Dataset content:
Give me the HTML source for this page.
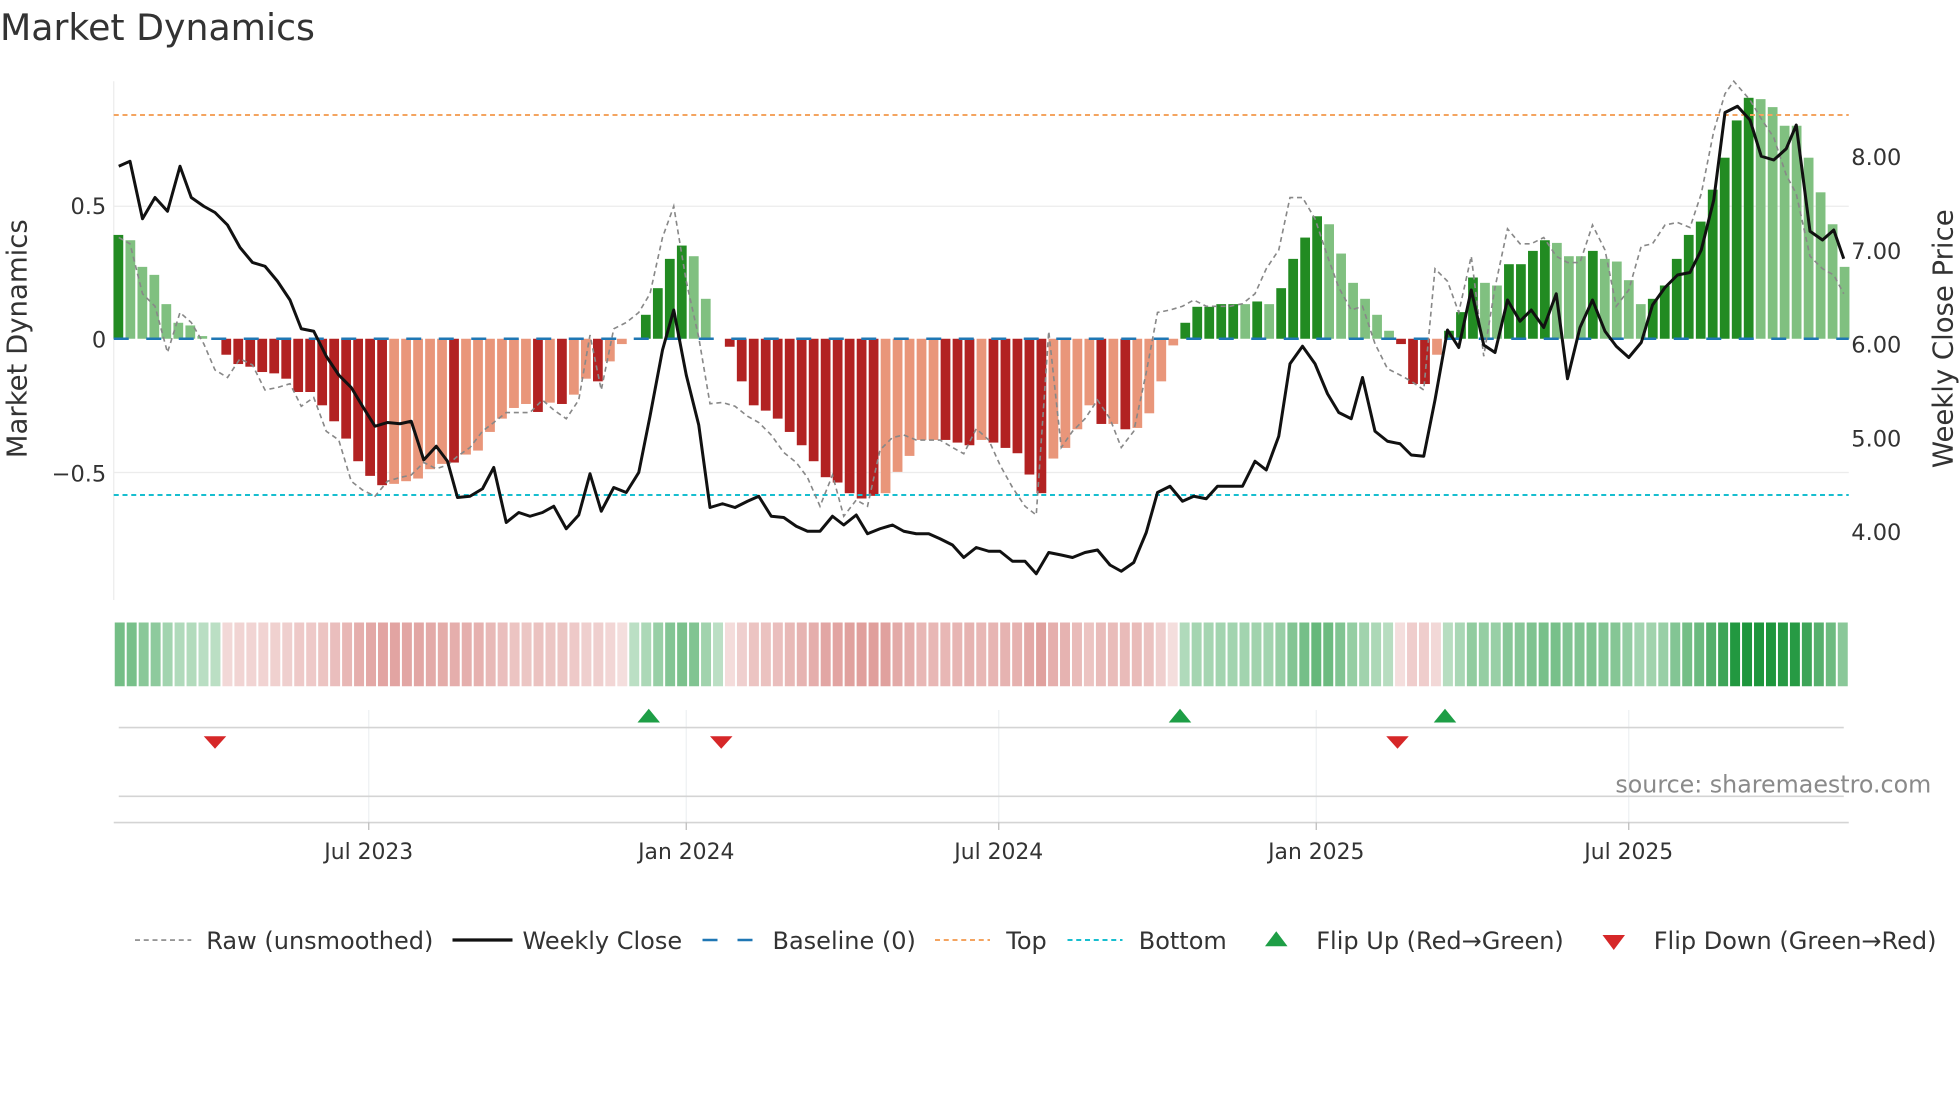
<!DOCTYPE html>
<html><head><meta charset="utf-8"><style>
html,body{margin:0;padding:0;background:#fff;width:1960px;height:1102px;overflow:hidden}
svg{display:block}
text{font-family:"DejaVu Sans","Liberation Sans",sans-serif;fill:#333}
</style></head><body>
<svg id="s" width="1960" height="1102" viewBox="0 0 1568 881.6" xmlns="http://www.w3.org/2000/svg">
<text x="0" y="32" font-size="29">Market Dynamics</text>
<line x1="91" y1="65" x2="91" y2="480" stroke="#ebebeb" stroke-width="1"/>
<line x1="91" y1="165" x2="1479" y2="165" stroke="#ececec" stroke-width="1"/>
<line x1="91" y1="378" x2="1479" y2="378" stroke="#ececec" stroke-width="1"/>
<g id="bars"></g>
<line x1="91" y1="271" x2="1479" y2="271" stroke="#1f77b4" stroke-width="2" stroke-dasharray="12,14"/>
<line x1="91" y1="92" x2="1479" y2="92" stroke="#f4a460" stroke-width="1.6" stroke-dasharray="4,3"/>
<line x1="91" y1="396" x2="1479" y2="396" stroke="#17becf" stroke-width="1.6" stroke-dasharray="4,3"/>
<polyline id="raw" fill="none" stroke="#888" stroke-width="1.3" stroke-dasharray="4,3"/>
<polyline id="px" fill="none" stroke="#111" stroke-width="2.4" stroke-linejoin="round"/>
<g font-size="18">
<text x="85" y="171" text-anchor="end">0.5</text>
<text x="85" y="278" text-anchor="end">0</text>
<text x="85" y="385" text-anchor="end">−0.5</text>
<text x="1481" y="132">8.00</text>
<text x="1481" y="207">7.00</text>
<text x="1481" y="282">6.00</text>
<text x="1481" y="357">5.00</text>
<text x="1481" y="432">4.00</text>
</g>
<text transform="translate(21,271) rotate(-90)" font-size="22" text-anchor="middle">Market Dynamics</text>
<text transform="translate(1562,271) rotate(-90)" font-size="22" text-anchor="middle">Weekly Close Price</text>
<g id="strip"></g>
<g stroke="#eef0f3" stroke-width="1">
<line x1="295" y1="568" x2="295" y2="658"/><line x1="549" y1="568" x2="549" y2="658"/><line x1="799" y1="568" x2="799" y2="658"/><line x1="1053" y1="568" x2="1053" y2="658"/><line x1="1303" y1="568" x2="1303" y2="658"/>
</g>
<line x1="95" y1="582" x2="1475" y2="582" stroke="#d4d4d4" stroke-width="1.3"/>
<line x1="95" y1="637" x2="1475" y2="637" stroke="#d4d4d4" stroke-width="1.3"/>
<line x1="91" y1="658" x2="1479" y2="658" stroke="#d4d4d4" stroke-width="1.3"/>
<g stroke="#bbb" stroke-width="1"><line x1="295" y1="658" x2="295" y2="664"/><line x1="549" y1="658" x2="549" y2="664"/><line x1="799" y1="658" x2="799" y2="664"/><line x1="1053" y1="658" x2="1053" y2="664"/><line x1="1303" y1="658" x2="1303" y2="664"/></g>
<g fill="#1e9e46">
<polygon points="510,578 528,578 519,567"/><polygon points="935,578 953,578 944,567"/><polygon points="1147,578 1165,578 1156,567"/>
</g>
<g fill="#d62728">
<polygon points="163,589 181,589 172,599"/><polygon points="568,589 586,589 577,599"/><polygon points="1109,589 1127,589 1118,599"/>
</g>
<text x="1545" y="634" font-size="19" text-anchor="end" style="fill:#8a8a8a">source: sharemaestro.com</text>
<g font-size="17.5" text-anchor="middle">
<text x="295" y="687">Jul 2023</text><text x="549" y="687">Jan 2024</text><text x="799" y="687">Jul 2024</text><text x="1053" y="687">Jan 2025</text><text x="1303" y="687">Jul 2025</text>
</g>
<g font-size="19.2">
<line x1="108" y1="752" x2="153" y2="752" stroke="#888" stroke-width="1.3" stroke-dasharray="4,3"/><text x="165" y="759">Raw (unsmoothed)</text>
<line x1="362" y1="752" x2="410" y2="752" stroke="#111" stroke-width="2.6"/><text x="418" y="759">Weekly Close</text>
<line x1="562" y1="752" x2="606" y2="752" stroke="#1f77b4" stroke-width="2" stroke-dasharray="12,16"/><text x="618" y="759">Baseline (0)</text>
<line x1="748" y1="752" x2="792" y2="752" stroke="#f4a460" stroke-width="1.6" stroke-dasharray="4,3"/><text x="805" y="759">Top</text>
<line x1="854" y1="752" x2="898" y2="752" stroke="#17becf" stroke-width="1.6" stroke-dasharray="4,3"/><text x="911" y="759">Bottom</text>
<polygon points="1012,757 1030,757 1021,745" fill="#1e9e46"/><text x="1053" y="759">Flip Up (Red→Green)</text>
<polygon points="1282,748 1300,748 1291,760" fill="#d62728"/><text x="1323" y="759">Flip Down (Green→Red)</text>
</g>
</svg>
<script>
var v=[.39,.37,.27,.24,.13,.06,.05,.01,0,-.06,-.095,-.105,-.125,-.13,-.15,-.2,-.2,-.25,-.31,-.375,-.46,-.515,-.55,-.545,-.535,-.525,-.49,-.47,-.465,-.435,-.42,-.35,-.3,-.26,-.245,-.275,-.24,-.245,-.21,-.15,-.16,-.085,-.02,0,.09,.19,.3,.35,.31,.15,0,
-.03,-.16,-.25,-.27,-.30,-.35,-.40,-.46,-.52,-.54,-.58,-.60,-.59,-.58,-.50,-.44,-.38,-.38,-.38,-.39,-.40,-.38,-.39,-.41,-.43,-.51,-.58,-.45,-.41,-.34,-.25,-.32,-.32,-.34,-.335,-.28,-.16,-.025,
.06,.12,.12,.13,.13,.13,.14,.13,.19,.30,.38,.46,.43,.32,.21,.15,.09,.03,
-.02,-.17,-.17,-.06,.03,.10,.23,.21,.20,.28,.28,.33,.37,.36,.31,.31,.33,.30,.29,.22,.13,.15,.20,.30,.39,.44,.56,.68,.82,.905,.90,.87,.80,.80,.68,.55,.43,.27];
var cd="DLLLLLLL."+"DDDDDDDDDDDDDD"+"LLLLL"+"D"+"LLLLLL"+"D"+"L"+"D"+"LL"+"D"+"LL"+"."+"DDDD"+"LL"+"."+
"DDDDDDDDDDDDD"+"LLLLL"+"DDD"+"L"+"DDDDD"+"LLLL"+"D"+"L"+"D"+"LLLL"+
"DDDDDLDLDDDDLLLLLL"+"DDDLDDDLLDDDDLLLDLLLLDDDDDDDDDLLLLLLLL";
var ns="http://www.w3.org/2000/svg",B=document.getElementById('bars'),S=document.getElementById('strip');
var w=9.59,n=v.length,ws=1388/n;
function el(t,a,p){var e=document.createElementNS(ns,t);for(var k in a)e.setAttribute(k,a[k]);p.appendChild(e);}
for(var i=0;i<n;i++){var cx=94.7+i*w,y=v[i],k=cd[i],c;
 if(y>=0)c=(k=='D')?'#228b22':'#80c080';else c=(k=='D')?'#b22222':'#e9967a';
 var h=Math.abs(y)*213;if(h>0)el('rect',{x:cx-3.9,y:y>=0?271-h:271,width:7.8,height:h,fill:c},B);
 var m=Math.min(1,Math.abs(y)/0.85),col;
 if(y>=0){var a=0.3+0.7*m;col='rgba(30,150,60,'+a.toFixed(2)+')';}else{var a=0.17+0.5*m;col='rgba(195,70,65,'+a.toFixed(2)+')';}
 el('rect',{x:91+i*ws+0.8,y:498,width:ws-1.6,height:51,fill:col},S);}
document.getElementById('px').setAttribute('points',"95,133 104,129 114,175 124,158 134,169 144,133 153,158 163,165 172,170 182,180 192,198 202,210 212,213 222,225 232,240 241,263 251,265 261,285 271,300 281,310 290,325 300,341 310,338 320,339 329,337 339,368 349,357 358,369 366,398 376,397 386,391 395,374 405,418 415,410 424,413 434,410 443,405 453,423 463,412 472,379 481,409 491,390 501,394 511,378 520,333 530,280 539,248 549,300 559,340 568,406 578,403 588,406 598,401 607,397 617,413 627,414 637,421 646,425 656,425 666,413 675,420 685,412 694,427 704,423 714,420 723,425 733,427 743,427 752,431 762,436 771,446 781,438 791,441 800,441 810,449 820,449 829,459 839,442 849,444 858,446 868,442 878,440 888,452 897,457 907,450 917,426 926,394 936,389 946,401 955,397 965,399 974,389 984,389 994,389 1004,369 1013,376 1023,349 1032,291 1042,277 1052,291 1062,315 1071,330 1081,335 1090,302 1100,345 1110,353 1120,355 1129,364 1139,365 1148,320 1158,264 1167,278 1177,232 1187,276 1196,282 1206,240 1216,257 1225,248 1235,262 1245,235 1254,303 1264,262 1274,240 1284,265 1293,277 1303,286 1313,274 1322,244 1332,230 1342,220 1352,218 1361,200 1371,160 1380,90 1390,85 1400,96 1409,125 1419,128 1429,119 1437,100 1448,185 1458,192 1467,184 1475,207");
document.getElementById('raw').setAttribute('points',"95,190 104,195 114,235 124,245 134,282 144,250 153,258 163,275 172,296 182,302 192,287 202,292 212,312 222,310 232,307 241,325 251,318 261,345 271,352 281,385 290,392 300,397 310,385 320,382 329,380 339,370 349,375 358,372 366,365 376,358 386,345 395,338 405,330 415,330 424,330 434,320 443,328 453,335 463,320 472,268 481,312 491,263 501,258 511,250 520,235 530,190 539,165 549,225 559,270 568,323 578,322 588,325 598,333 607,338 617,348 627,362 637,370 646,382 656,405 666,380 675,413 685,400 694,405 704,360 714,350 723,348 733,352 743,352 752,352 762,358 771,363 781,343 791,352 800,372 810,390 820,405 829,412 839,265 849,358 858,345 868,335 878,320 888,335 897,358 907,345 917,298 926,250 936,248 946,245 955,240 965,245 974,245 984,245 994,243 1004,235 1013,215 1023,200 1032,158 1042,158 1052,175 1062,205 1071,230 1081,248 1090,245 1100,275 1110,295 1120,300 1129,305 1139,312 1148,215 1158,225 1167,250 1177,205 1187,285 1196,230 1206,183 1216,195 1225,195 1235,190 1245,205 1254,210 1264,210 1274,180 1284,200 1293,245 1303,232 1313,197 1322,195 1332,180 1342,178 1352,182 1361,155 1371,105 1380,75 1387,65 1400,80 1409,95 1419,110 1429,140 1437,155 1448,205 1458,215 1467,220 1475,235");
</script>
</body></html>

What needs to be done:
Pick out the lines above that hold the string "source" and show them.

Output below:
Give me the HTML source for this page.
<text x="1545" y="634" font-size="19" text-anchor="end" style="fill:#8a8a8a">source: sharemaestro.com</text>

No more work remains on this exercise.